◆ **Input material**:
+ + + +

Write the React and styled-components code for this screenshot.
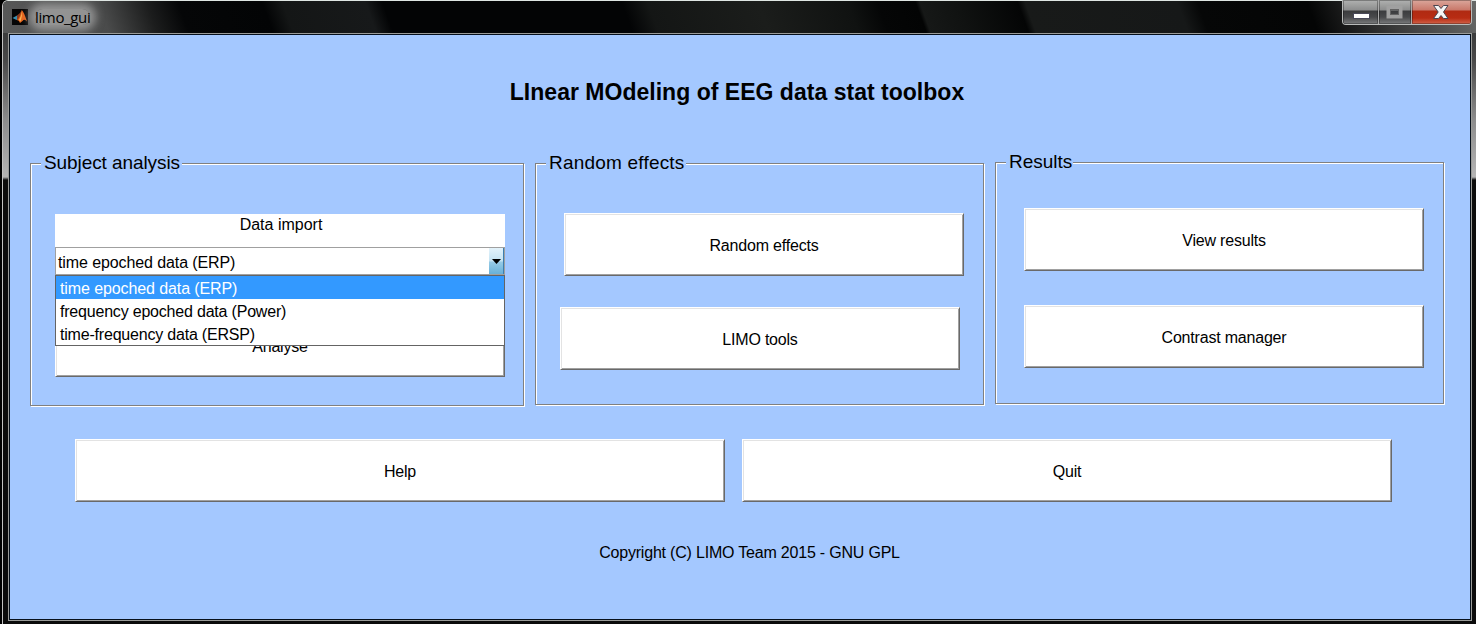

+ + + +

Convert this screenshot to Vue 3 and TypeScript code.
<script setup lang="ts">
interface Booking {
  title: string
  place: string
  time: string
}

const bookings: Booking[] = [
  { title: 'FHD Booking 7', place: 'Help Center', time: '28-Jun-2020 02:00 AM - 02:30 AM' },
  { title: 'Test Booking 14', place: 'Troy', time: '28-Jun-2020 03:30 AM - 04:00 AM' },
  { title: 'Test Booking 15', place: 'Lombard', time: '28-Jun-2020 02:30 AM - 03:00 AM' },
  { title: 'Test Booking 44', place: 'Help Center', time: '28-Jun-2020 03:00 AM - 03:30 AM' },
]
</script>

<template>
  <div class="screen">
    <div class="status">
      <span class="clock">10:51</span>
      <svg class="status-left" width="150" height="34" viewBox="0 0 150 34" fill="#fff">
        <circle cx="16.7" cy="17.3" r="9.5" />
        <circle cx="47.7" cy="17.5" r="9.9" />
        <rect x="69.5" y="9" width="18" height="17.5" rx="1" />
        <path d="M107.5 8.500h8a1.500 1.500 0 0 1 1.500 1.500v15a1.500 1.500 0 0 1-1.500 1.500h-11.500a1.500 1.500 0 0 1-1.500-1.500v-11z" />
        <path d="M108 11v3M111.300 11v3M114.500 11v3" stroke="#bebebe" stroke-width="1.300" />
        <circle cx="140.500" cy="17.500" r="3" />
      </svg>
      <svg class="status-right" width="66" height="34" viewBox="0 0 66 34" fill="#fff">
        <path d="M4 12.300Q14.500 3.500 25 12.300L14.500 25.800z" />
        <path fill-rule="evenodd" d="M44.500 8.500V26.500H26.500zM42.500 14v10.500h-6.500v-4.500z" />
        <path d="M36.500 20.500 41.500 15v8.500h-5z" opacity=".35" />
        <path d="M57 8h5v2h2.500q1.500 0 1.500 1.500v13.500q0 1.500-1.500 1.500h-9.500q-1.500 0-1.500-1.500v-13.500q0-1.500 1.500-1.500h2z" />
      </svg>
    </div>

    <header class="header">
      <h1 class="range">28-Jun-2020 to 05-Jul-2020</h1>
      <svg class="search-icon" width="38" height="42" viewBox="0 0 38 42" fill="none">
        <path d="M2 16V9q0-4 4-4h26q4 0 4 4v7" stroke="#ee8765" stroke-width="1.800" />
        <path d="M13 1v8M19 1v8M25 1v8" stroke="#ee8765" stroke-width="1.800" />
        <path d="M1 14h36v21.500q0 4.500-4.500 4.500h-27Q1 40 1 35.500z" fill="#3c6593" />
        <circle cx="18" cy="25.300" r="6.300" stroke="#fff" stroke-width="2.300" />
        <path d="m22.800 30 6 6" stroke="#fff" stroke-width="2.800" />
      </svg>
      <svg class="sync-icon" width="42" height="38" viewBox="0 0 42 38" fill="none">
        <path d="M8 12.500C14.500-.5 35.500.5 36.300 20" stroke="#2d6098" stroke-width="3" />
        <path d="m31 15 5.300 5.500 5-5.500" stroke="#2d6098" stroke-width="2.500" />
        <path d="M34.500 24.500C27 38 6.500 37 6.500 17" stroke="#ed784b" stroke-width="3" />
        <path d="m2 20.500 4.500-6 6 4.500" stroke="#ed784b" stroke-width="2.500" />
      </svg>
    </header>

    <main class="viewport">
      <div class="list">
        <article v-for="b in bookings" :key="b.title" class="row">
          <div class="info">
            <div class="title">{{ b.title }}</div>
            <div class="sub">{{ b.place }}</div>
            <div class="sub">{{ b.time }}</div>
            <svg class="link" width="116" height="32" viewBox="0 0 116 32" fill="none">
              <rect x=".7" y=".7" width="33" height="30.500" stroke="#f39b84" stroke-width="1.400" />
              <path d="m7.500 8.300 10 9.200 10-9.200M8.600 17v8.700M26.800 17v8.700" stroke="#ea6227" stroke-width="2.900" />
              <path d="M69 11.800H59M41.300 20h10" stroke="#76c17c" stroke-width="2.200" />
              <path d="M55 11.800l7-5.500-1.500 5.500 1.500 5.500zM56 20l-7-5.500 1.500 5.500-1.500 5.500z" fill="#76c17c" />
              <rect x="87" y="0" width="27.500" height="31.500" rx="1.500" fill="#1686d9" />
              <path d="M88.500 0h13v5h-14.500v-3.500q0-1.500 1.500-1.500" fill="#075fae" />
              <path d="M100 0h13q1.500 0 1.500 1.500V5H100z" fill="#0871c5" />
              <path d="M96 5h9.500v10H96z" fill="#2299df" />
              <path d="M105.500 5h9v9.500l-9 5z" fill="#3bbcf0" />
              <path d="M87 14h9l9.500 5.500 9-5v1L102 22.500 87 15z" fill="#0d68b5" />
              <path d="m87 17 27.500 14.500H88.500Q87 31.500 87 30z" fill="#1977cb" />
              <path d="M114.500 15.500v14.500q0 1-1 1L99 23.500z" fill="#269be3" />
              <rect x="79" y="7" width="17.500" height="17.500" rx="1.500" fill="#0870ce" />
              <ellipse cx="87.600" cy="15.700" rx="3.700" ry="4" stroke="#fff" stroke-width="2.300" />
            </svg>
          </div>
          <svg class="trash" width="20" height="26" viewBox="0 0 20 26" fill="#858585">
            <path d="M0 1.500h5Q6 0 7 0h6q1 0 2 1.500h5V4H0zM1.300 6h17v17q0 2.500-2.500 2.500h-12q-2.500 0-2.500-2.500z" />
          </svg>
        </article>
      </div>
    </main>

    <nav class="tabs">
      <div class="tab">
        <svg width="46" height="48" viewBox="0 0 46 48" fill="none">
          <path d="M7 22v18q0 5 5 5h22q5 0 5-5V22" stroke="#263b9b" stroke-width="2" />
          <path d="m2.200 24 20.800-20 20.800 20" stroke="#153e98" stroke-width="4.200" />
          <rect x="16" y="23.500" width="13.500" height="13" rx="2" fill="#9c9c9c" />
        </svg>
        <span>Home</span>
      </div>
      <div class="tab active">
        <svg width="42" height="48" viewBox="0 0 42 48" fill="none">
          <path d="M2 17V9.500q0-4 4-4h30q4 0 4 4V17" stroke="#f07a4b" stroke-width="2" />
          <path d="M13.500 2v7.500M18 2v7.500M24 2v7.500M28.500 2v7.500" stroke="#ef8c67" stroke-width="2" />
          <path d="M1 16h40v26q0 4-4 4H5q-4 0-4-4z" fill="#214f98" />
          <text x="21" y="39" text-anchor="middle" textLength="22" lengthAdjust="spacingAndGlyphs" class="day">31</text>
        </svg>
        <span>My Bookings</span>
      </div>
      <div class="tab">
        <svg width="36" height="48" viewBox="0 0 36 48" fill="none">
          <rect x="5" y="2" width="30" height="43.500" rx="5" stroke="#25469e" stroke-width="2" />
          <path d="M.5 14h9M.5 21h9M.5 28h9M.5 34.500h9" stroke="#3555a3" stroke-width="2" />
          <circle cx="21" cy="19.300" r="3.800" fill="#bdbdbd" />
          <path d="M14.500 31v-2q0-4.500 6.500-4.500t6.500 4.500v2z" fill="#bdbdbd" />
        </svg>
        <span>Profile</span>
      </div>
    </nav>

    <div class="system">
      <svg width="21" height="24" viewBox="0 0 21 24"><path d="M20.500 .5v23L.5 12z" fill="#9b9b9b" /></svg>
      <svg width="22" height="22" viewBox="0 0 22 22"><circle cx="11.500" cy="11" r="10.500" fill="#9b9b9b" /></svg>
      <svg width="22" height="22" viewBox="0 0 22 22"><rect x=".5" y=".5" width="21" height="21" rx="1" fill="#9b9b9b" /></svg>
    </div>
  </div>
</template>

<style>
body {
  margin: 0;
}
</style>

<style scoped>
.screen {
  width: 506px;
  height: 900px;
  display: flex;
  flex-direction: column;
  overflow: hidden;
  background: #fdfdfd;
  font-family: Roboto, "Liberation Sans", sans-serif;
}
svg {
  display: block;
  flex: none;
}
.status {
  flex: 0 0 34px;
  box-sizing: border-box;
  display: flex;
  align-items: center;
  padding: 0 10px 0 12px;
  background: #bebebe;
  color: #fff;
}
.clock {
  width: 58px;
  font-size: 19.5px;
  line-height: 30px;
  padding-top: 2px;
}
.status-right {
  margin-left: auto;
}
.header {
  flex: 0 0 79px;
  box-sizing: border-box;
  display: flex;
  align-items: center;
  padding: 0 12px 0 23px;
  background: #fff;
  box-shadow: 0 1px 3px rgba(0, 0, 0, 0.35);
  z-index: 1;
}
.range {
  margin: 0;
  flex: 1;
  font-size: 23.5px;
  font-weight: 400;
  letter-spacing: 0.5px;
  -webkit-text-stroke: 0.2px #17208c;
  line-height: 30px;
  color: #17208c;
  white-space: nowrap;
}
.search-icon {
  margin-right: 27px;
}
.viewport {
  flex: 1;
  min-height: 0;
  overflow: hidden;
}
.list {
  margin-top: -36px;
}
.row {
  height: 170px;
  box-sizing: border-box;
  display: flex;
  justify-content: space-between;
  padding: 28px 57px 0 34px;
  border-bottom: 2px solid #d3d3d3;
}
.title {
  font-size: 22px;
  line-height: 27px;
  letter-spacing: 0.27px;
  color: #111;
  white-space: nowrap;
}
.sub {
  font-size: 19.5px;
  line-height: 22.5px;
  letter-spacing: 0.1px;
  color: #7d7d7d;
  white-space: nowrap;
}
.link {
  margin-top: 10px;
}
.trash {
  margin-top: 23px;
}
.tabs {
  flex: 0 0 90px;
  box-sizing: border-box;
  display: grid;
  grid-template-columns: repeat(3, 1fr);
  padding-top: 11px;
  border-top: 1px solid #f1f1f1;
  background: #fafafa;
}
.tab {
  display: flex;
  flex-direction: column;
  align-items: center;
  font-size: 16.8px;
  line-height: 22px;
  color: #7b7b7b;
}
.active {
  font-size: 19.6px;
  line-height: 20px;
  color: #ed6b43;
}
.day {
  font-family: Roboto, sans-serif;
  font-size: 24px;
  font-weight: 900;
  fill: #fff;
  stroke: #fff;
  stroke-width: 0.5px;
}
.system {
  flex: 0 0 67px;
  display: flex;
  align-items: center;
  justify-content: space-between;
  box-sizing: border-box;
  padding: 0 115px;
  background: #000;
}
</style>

+ + + +

◆ **Required task**: Show the lines that mention the word "code".

◆ **Exercise response**:
Write the React and styled-components code for this screenshot.
Convert this screenshot to Vue 3 and TypeScript code.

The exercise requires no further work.